I’ll be 54 in 2023 since I was born in 1969. When I divide the number of days in a year by my age (365÷54), I get 6.759, which means I could write about each year of my life for about a week. My son who is turning 18 would end up with about three weeks for each year of his life. By now, I think you get the idea.
Your entries could be fictional or nonfictional.
I enjoyed reading the Nobel Prize winning writer Gϋnter Grass‘ My Century, an overview of the twentieth century created in a modernist style with varying narrators and styles. A story is told for each year of the century.
I propose one could write a similar view of the years of one’s own life. I’d start with 1969.
For the first day you write about each year, I’m suggesting you make the entry an overview of what you can remember about that year, what you can remember being told about that year by older members of your family, and with any remaining space recall or gather information about that year. Consider looking at a Wikipedia entry for that year, or searching the Internet for trends in fashion, food, or vehicles. Look up what movies, television shows, books, and games were popular that year. Find out what was happening in sports.

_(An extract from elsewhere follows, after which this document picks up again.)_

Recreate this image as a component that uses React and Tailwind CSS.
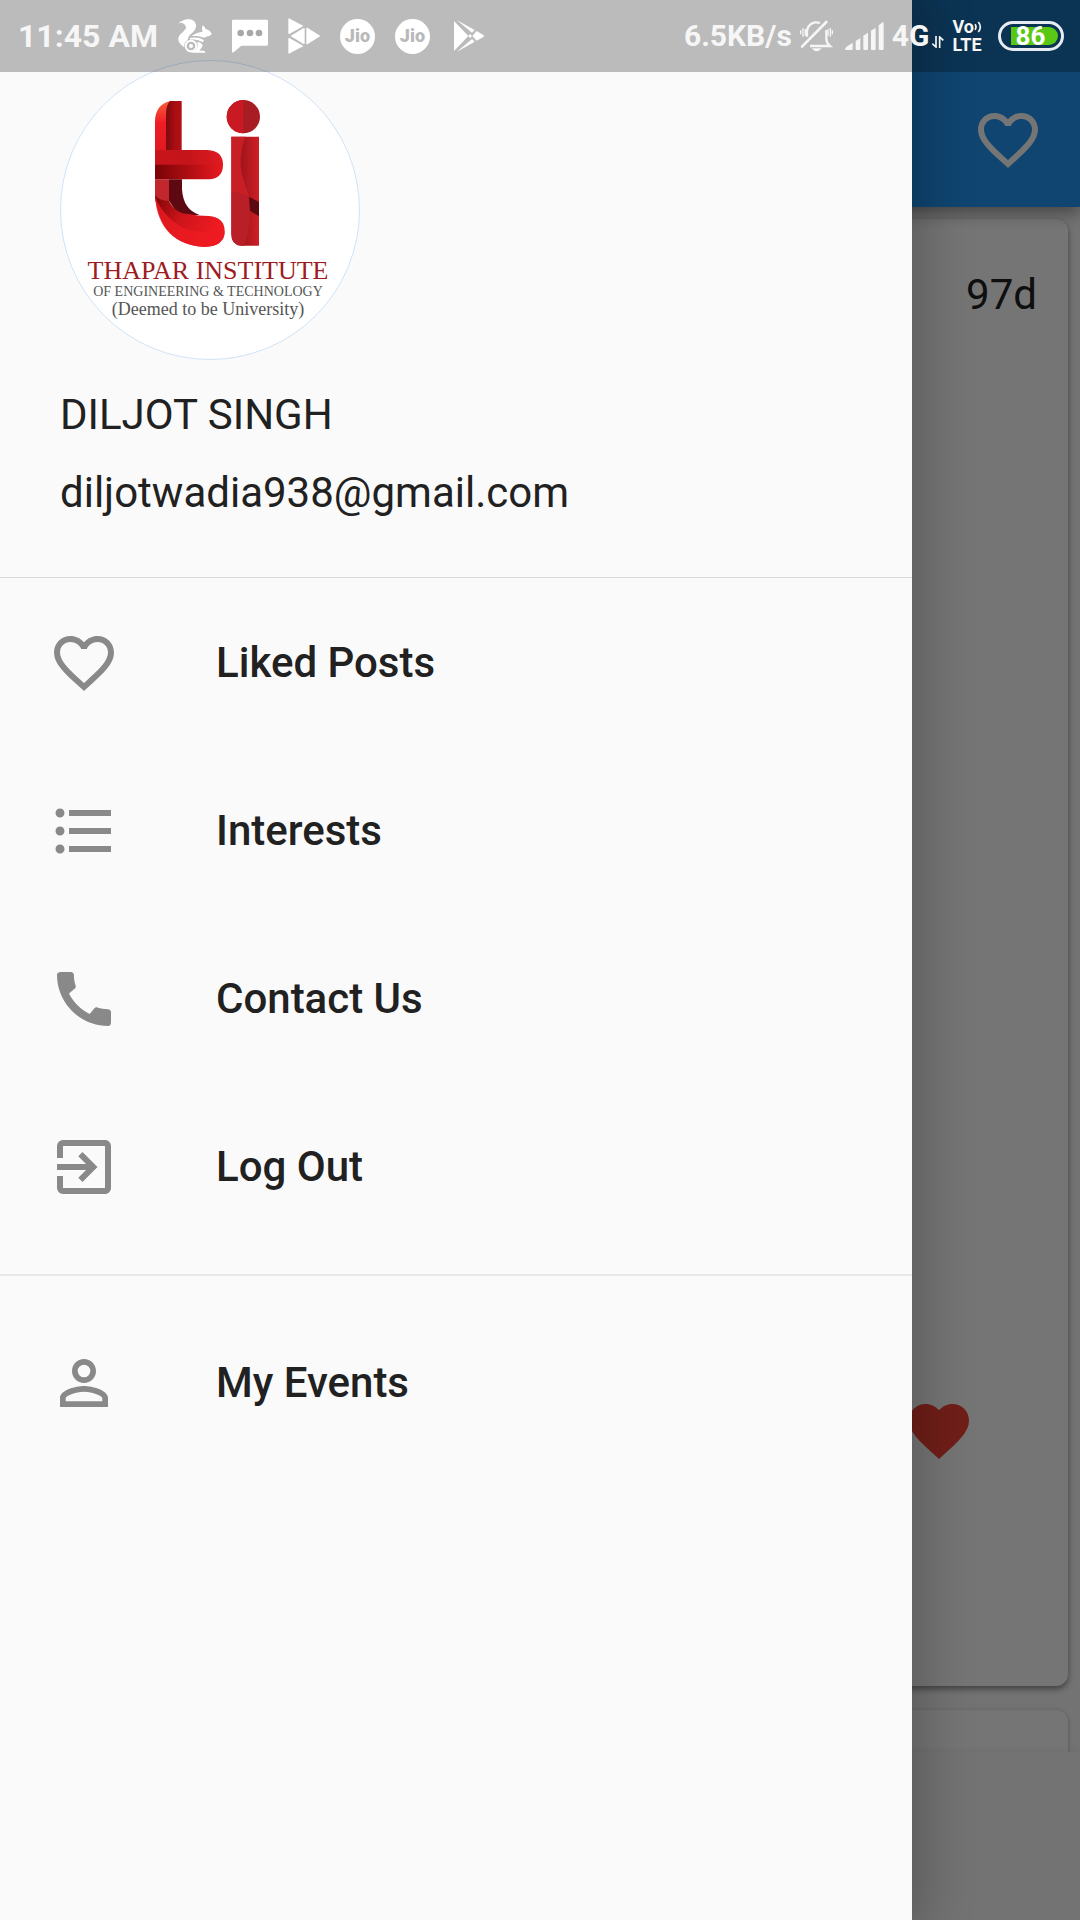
import React from "react";
import {
  MdCall,
  MdExitToApp,
  MdFavorite,
  MdFavoriteBorder,
  MdFormatListBulleted,
  MdPersonOutline,
} from "react-icons/md";

function SquirrelIcon() {
  return (
    <svg className="h-[34px] w-[34px]" viewBox="0 0 102 102" fill="currentColor" aria-hidden="true">
      <path d="M1 14C9 4 24-1 37 1c13 3 20 14 16 26-3 11-15 17-20 24-4 6-3 10-4 13-8 4-12 12-10 21C6 77 0 68 1 58c2-14 18-20 22-29 3-9-4-16-12-18-4 0-7 1-10 3Z" />
      <path d="M74 19c5 4 8 7 9 11 9 2 15 7 18 15-2 5-8 7-16 8-4 1-6 3-6 3-14-5-24-6-38-5 12-8 21-12 33-13-3-7-2-13 0-19Z" />
      <path d="M35 57c17-4 34-1 43 7l-4 6c-10-7-23-10-37-8Z" />
      <path d="M58 68c8 2 13 5 16 10-2 7-6 12-10 17h12c4 0 6 2 6 6H36c18-3 27-16 22-33Z" />
      <circle cx="39" cy="81" r="16" fill="none" stroke="currentColor" strokeWidth="6" />
      <circle cx="39" cy="81" r="6" />
    </svg>
  );
}

function ChatIcon() {
  return (
    <svg className="h-[34px] w-9" viewBox="0 0 108 102" aria-hidden="true">
      <path fill="currentColor" d="M4 2h100q4 0 4 4v70q0 4-4 4H28L3 101q-3 0-3-4V6q0-4 4-4Z" />
      <g fill="#a8a8a8">
        <circle cx="26" cy="42" r="10" />
        <circle cx="54" cy="42" r="10" />
        <circle cx="81" cy="42" r="10" />
      </g>
    </svg>
  );
}

function TrianglesIcon() {
  return (
    <svg
      className="h-9 w-8"
      viewBox="0 0 96 108"
      fill="currentColor"
      stroke="currentColor"
      strokeWidth="4"
      strokeLinejoin="round"
      aria-hidden="true"
    >
      <path d="M3 3 43 24 3 46ZM3 62l40 22L3 105ZM11 54 48 32v44ZM57 31l37 23-37 23Z" />
    </svg>
  );
}

function PlayIcon() {
  return (
    <svg className="h-8 w-[30px]" viewBox="0 0 90 96" fill="currentColor" aria-hidden="true">
      <path d="M0 3 43 48 0 93Z" />
      <path d="M8 0 62 30 54 38ZM8 96 62 65 54 57Z" />
      <path d="m48 42 6 6-6 6-5-6ZM68 33l20 12q4 3 0 6L68 62 55 48Z" />
    </svg>
  );
}

function JioBadge() {
  return (
    <span className="flex size-[35px] items-center justify-center rounded-full bg-white text-[18px] font-black leading-none text-[#b9b9b9]">
      Jio
    </span>
  );
}

function MutedBellIcon() {
  return (
    <svg className="h-8 w-[33px]" viewBox="0 0 99 96" fill="none" stroke="currentColor" strokeWidth="7" aria-hidden="true">
      <path d="M6 80 79 6" strokeWidth="8" strokeLinecap="round" />
      <path d="M21 50V34C23 12 42 3 60 9M30 78h60c-9-8-11-13-11-23V30" />
      <path d="M2 31v12M9 24v26M16 27v20M84 27v20M91 24v26M97 31v12" strokeWidth="4" />
      <path d="M35 85h30q-15 18-30 0Z" fill="currentColor" stroke="none" />
    </svg>
  );
}

function SignalIcon() {
  return (
    <svg className="h-7 w-[39px]" viewBox="0 0 117 84" fill="currentColor" aria-hidden="true">
      <path d="M0 80q1-5 23-18v19q0 3-3 3H3q-3 0-3-4ZM32 57l14-9v33q0 3-3 3h-8q-3 0-3-3ZM55 41l14-9v49q0 3-3 3h-8q-3 0-3-3ZM78 26l14-9v64q0 3-3 3h-8q-3 0-3-3ZM101 10l12-9q3-1 3 3v77q0 3-3 3h-9q-3 0-3-3Z" />
    </svg>
  );
}

function DataArrowsIcon() {
  return (
    <svg className="h-3 w-3" viewBox="0 0 36 36" fill="none" stroke="currentColor" strokeWidth="5" aria-hidden="true">
      <path d="M12 0v33L1 23M23 36V3l11 10" />
    </svg>
  );
}

function VoiceWaves() {
  return (
    <svg className="h-3 w-2" viewBox="0 0 24 36" fill="none" stroke="currentColor" strokeWidth="5" aria-hidden="true">
      <path d="M3 10q6 8 0 16M13 3q12 15 0 30" />
    </svg>
  );
}

function Battery() {
  return (
    <span className="flex h-[30px] w-[66px] rounded-full border-[3px] border-[#e8ecf0] py-[3px] pl-[10px] pr-[3px]">
      <span className="flex flex-1 items-center justify-center rounded-l-xs rounded-r-full bg-[#58c716] pr-2 text-[26px] font-bold leading-none text-white">
        86
      </span>
    </span>
  );
}

function StatusBar() {
  return (
    <div className="absolute inset-x-0 top-0 z-30 flex h-[72px] items-center justify-between bg-black/25 pl-[18px] pr-4 font-bold leading-none text-[#f6f6f6]">
      <div className="flex items-center gap-5 text-[32px] text-white">
        <span className="text-[#f6f6f6]">11:45 AM</span>
        <SquirrelIcon />
        <ChatIcon />
        <TrianglesIcon />
        <JioBadge />
        <JioBadge />
        <span className="pl-1">
          <PlayIcon />
        </span>
      </div>
      <div className="flex items-center gap-2 text-[30px]">
        <span>6.5KB/s</span>
        <MutedBellIcon />
        <span className="pl-1">
          <SignalIcon />
        </span>
        <span className="flex items-center gap-[3px]">
          4G
          <span className="pt-3">
            <DataArrowsIcon />
          </span>
        </span>
        <span className="flex flex-col items-start text-[18px] leading-[18px]">
          <span className="flex items-center">
            Vo
            <VoiceWaves />
          </span>
          <span>LTE</span>
        </span>
        <span className="pl-2">
          <Battery />
        </span>
      </div>
    </div>
  );
}

function InstituteMark() {
  return (
    <svg className="h-[153px] w-[114px]" viewBox="303 141 342 459" role="img" aria-label="ti">
      <defs>
        <linearGradient id="stemLeft" x1="0" y1="0" x2="0" y2="1">
          <stop offset="0" stopColor="#f8603a" />
          <stop offset="0.45" stopColor="#ee1c25" />
          <stop offset="1" stopColor="#e01a22" />
        </linearGradient>
        <linearGradient id="stemRight" x1="0" y1="0" x2="1" y2="0">
          <stop offset="0" stopColor="#7c0a0e" />
          <stop offset="0.6" stopColor="#ab0d13" />
          <stop offset="1" stopColor="#b01016" />
        </linearGradient>
        <linearGradient id="barTop" x1="0" y1="0" x2="1" y2="0">
          <stop offset="0" stopColor="#c8141b" />
          <stop offset="0.5" stopColor="#c4151b" />
          <stop offset="1" stopColor="#e01a21" />
        </linearGradient>
        <linearGradient id="barBottom" x1="0" y1="0" x2="1" y2="0">
          <stop offset="0" stopColor="#780306" />
          <stop offset="1" stopColor="#e8191f" />
        </linearGradient>
        <linearGradient id="hook" x1="0" y1="0" x2="1" y2="0.3">
          <stop offset="0" stopColor="#7d0508" />
          <stop offset="0.45" stopColor="#cc141a" />
          <stop offset="1" stopColor="#f01b22" />
        </linearGradient>
        <linearGradient id="iBody" x1="0" y1="0" x2="1" y2="0">
          <stop offset="0" stopColor="#c51d24" />
          <stop offset="0.4" stopColor="#a3151b" />
          <stop offset="1" stopColor="#cf1f27" />
        </linearGradient>
      </defs>
      <path d="M315 300V215q0-50 45-62l-12 70v77Z" fill="url(#stemLeft)" />
      <path d="M348 300V195q0-30 12-42h35v147Z" fill="url(#stemRight)" />
      <path d="M315 388h42v75l-39-5q-3-12-3-22Z" fill="#c1272d" />
      <path d="M357 388h39v30q4 62 52 76l-60 6-31-48Z" fill="#5e0812" />
      <path d="M315 436q14 17 42 17 20 40 65 40 20 5 55 5 47 4 47 46 0 45-60 47-133-5-149-155Z" fill="url(#hook)" />
      <path d="M315 440q10 140 149 151 60-2 60-47-70 10-122-10-60-30-87-94Z" fill="#ee1a22" fillOpacity="0.8" />
      <path d="M315 300h158q46 2 46 45H315Z" fill="url(#barTop)" />
      <path d="M315 344h204q0 42-43 44H315Z" fill="url(#barBottom)" />
      <circle cx="580" cy="200" r="50" fill="#a81c23" />
      <path d="M580 150a50 50 0 0 0 0 100Z" fill="#c91a23" />
      <path d="M544 260h83v327h-54q-29-2-29-35Z" fill="url(#iBody)" />
      <path d="M544 260h42q-26 70-5 130l16 50-53-16Z" fill="#c81f26" />
      <path d="M544 424l53 16q10 80-14 147h-10q-29-2-29-35Z" fill="#b91f26" />
      <path d="M597 440l30 16v43l-27-17Z" fill="#5e0812" />
    </svg>
  );
}

function Avatar() {
  return (
    <div className="flex size-[300px] flex-col items-center whitespace-nowrap rounded-full border border-[#d0e3f7] bg-white pr-1 pt-9 font-['Liberation_Serif',serif] text-[#555]">
      <InstituteMark />
      <div className="mt-2 text-[26px] leading-[26px] text-[#9c1c22]">THAPAR INSTITUTE</div>
      <div className="text-[14px] leading-4">OF ENGINEERING &amp; TECHNOLOGY</div>
      <div className="text-[18px] leading-[18px]">(Deemed to be University)</div>
    </div>
  );
}

function MenuItem({ icon: Icon, label }) {
  return (
    <li>
      <button type="button" className="flex h-[168px] w-full items-center gap-24 pl-12 text-left font-medium">
        <Icon className="size-[72px] text-[#898989]" aria-hidden="true" />
        {label}
      </button>
    </li>
  );
}

function Drawer() {
  return (
    <aside className="absolute inset-y-0 left-0 z-20 w-[calc(100%-168px)] bg-[#fafafa] text-[42px] leading-[48px] text-[#212121] shadow-[0_0_48px_12px_rgba(0,0,0,0.22)]">
      <div className="border-b border-[#dadada] px-[60px] py-[60px]">
        <Avatar />
        <p className="mt-[31px]">DILJOT SINGH</p>
        <p className="mt-[30px]">diljotwadia938@gmail.com</p>
      </div>
      <nav className="pt-px">
        <ul className="pb-[23px]">
          <MenuItem icon={MdFavoriteBorder} label="Liked Posts" />
          <MenuItem icon={MdFormatListBulleted} label="Interests" />
          <MenuItem icon={MdCall} label="Contact Us" />
          <MenuItem icon={MdExitToApp} label="Log Out" />
        </ul>
        <ul className="border-t-2 border-[#e8e8e8] pt-[23px]">
          <MenuItem icon={MdPersonOutline} label="My Events" />
        </ul>
      </nav>
    </aside>
  );
}

function Feed() {
  return (
    <div className="flex min-h-screen flex-col bg-[#fafafa]">
      <header className="z-10 flex h-[207px] items-end justify-end bg-[#2196f3] pb-[31px] pr-9 text-white shadow-[0_6px_16px_rgba(0,0,0,0.4)]">
        <button type="button" aria-label="Liked posts">
          <MdFavoriteBorder className="size-[72px]" />
        </button>
      </header>
      <main className="flex flex-1 flex-col gap-6 px-3 pt-3">
        <article className="flex h-[1467px] flex-col items-end justify-between rounded-xl bg-white pb-[219px] pt-[52px] shadow-[0_3px_6px_rgba(0,0,0,0.45)]">
          <time className="pr-[31px] text-[42px] leading-[48px] text-[#212121]">97d</time>
          <button type="button" aria-label="Like" className="mr-[93px] text-[#f44336]">
            <MdFavorite className="size-[72px]" />
          </button>
        </article>
        <article className="flex-1 rounded-t-xl bg-white shadow-[0_1px_4px_rgba(0,0,0,0.3)]" />
      </main>
      <footer className="z-10 h-[168px] bg-[#fafafa] shadow-[0_0_8px_rgba(0,0,0,0.08)]" />
    </div>
  );
}

export default function App() {
  return (
    <div className="relative min-h-screen overflow-hidden font-[Roboto,sans-serif]">
      <Feed />
      <div className="absolute inset-0 z-10 bg-black/54" aria-hidden="true" />
      <Drawer />
      <StatusBar />
    </div>
  );
}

For the remaining days you write about each year, which would be five or six days for me, recall stories you remember from that year about yourself or other members of your family.
If you don’t recall enough about your personal life, consider filling each day with nonfictional articles about what ever interests you from that day, or write a fictional story about a character set during that year.
Your journal will create a unique portrait of the time period you have lived so far.